— Exercise aim —
Starting at the first line of the data below, retype every line up to and including the one containing "const GRID_Y = [24, 47, 71, 94];".
- - -
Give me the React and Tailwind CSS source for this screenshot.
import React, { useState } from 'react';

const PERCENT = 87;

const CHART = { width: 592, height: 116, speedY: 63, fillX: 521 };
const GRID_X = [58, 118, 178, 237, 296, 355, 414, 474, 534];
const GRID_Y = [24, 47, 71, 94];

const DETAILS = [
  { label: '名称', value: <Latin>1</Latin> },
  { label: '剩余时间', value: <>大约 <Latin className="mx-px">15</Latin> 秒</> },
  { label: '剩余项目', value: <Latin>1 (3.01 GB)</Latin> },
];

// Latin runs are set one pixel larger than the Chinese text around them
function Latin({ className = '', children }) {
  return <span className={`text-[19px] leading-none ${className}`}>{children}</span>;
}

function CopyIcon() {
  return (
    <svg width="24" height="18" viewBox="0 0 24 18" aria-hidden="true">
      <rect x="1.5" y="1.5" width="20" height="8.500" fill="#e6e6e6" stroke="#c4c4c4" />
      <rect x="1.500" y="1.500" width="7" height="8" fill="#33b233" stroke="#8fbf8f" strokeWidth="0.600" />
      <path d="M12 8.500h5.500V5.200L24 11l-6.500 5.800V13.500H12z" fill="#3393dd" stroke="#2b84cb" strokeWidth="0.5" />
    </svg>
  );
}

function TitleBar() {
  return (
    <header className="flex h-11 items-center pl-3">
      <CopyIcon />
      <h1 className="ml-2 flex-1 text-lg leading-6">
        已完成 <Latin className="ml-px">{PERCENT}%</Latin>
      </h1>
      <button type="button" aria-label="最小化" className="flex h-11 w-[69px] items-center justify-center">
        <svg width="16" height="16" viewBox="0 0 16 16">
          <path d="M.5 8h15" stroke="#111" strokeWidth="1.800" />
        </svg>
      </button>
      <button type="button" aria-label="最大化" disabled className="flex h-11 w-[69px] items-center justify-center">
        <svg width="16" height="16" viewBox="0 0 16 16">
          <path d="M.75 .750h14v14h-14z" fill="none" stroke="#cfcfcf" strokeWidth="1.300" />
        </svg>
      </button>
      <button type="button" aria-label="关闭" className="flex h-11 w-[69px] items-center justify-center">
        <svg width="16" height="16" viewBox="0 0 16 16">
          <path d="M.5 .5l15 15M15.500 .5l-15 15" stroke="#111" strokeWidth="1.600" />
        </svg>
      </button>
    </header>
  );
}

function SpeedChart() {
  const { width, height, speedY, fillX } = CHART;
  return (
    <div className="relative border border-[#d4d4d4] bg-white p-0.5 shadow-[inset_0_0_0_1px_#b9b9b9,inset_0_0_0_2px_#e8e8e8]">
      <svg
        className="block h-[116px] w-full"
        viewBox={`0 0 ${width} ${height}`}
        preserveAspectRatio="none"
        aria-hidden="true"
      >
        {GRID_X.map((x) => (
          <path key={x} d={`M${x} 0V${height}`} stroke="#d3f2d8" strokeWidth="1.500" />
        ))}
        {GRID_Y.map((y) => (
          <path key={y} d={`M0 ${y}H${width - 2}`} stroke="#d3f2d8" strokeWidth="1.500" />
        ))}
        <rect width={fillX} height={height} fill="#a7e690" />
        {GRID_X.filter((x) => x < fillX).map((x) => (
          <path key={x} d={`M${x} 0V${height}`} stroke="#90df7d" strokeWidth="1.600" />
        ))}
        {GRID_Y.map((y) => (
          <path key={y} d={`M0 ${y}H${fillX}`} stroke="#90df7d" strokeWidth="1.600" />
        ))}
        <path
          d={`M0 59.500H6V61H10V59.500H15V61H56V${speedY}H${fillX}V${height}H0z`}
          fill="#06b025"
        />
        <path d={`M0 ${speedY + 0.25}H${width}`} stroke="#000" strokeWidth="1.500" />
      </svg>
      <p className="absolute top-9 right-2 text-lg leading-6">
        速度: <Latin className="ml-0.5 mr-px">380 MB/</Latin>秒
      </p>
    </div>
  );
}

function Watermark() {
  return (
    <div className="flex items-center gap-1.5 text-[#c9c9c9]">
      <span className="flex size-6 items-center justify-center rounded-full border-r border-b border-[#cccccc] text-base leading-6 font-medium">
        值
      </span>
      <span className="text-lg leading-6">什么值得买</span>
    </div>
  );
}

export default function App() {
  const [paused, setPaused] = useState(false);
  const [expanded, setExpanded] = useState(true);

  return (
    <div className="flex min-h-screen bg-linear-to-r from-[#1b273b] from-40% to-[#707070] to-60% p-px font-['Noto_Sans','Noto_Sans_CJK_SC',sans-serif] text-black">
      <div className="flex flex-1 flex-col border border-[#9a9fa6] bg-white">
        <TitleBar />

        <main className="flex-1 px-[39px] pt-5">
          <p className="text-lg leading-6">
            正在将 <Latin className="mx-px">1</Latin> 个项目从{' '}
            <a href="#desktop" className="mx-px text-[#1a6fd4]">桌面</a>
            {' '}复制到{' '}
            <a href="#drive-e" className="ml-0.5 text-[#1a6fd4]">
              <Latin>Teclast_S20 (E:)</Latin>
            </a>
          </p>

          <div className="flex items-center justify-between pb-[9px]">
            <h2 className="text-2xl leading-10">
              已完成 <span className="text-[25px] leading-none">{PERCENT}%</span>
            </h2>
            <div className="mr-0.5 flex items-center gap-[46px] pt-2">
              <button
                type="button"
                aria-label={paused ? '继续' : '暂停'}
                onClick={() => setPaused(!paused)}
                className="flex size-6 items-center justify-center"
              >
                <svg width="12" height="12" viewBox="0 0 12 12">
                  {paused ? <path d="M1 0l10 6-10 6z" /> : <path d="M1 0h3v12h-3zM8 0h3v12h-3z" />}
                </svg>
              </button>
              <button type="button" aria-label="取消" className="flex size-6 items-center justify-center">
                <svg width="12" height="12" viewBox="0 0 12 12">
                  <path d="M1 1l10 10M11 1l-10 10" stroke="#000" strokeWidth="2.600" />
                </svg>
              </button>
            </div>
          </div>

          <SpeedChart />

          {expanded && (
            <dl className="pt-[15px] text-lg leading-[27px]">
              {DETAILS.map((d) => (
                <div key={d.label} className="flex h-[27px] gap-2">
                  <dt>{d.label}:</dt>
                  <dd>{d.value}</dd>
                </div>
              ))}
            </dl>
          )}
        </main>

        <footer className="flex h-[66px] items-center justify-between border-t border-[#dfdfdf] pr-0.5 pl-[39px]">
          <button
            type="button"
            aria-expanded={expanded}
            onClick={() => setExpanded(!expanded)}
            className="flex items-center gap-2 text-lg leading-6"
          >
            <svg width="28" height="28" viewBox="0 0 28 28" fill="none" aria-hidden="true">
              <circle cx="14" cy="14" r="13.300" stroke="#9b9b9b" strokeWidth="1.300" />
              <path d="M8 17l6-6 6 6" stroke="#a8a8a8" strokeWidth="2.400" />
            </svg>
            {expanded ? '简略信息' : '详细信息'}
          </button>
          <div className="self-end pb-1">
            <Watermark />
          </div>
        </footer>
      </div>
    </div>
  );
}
- - -
— The reply —
Give me the React and Tailwind CSS source for this screenshot.
import React, { useState } from 'react';

const PERCENT = 87;

const CHART = { width: 592, height: 116, speedY: 63, fillX: 521 };
const GRID_X = [58, 118, 178, 237, 296, 355, 414, 474, 534];
const GRID_Y = [24, 47, 71, 94];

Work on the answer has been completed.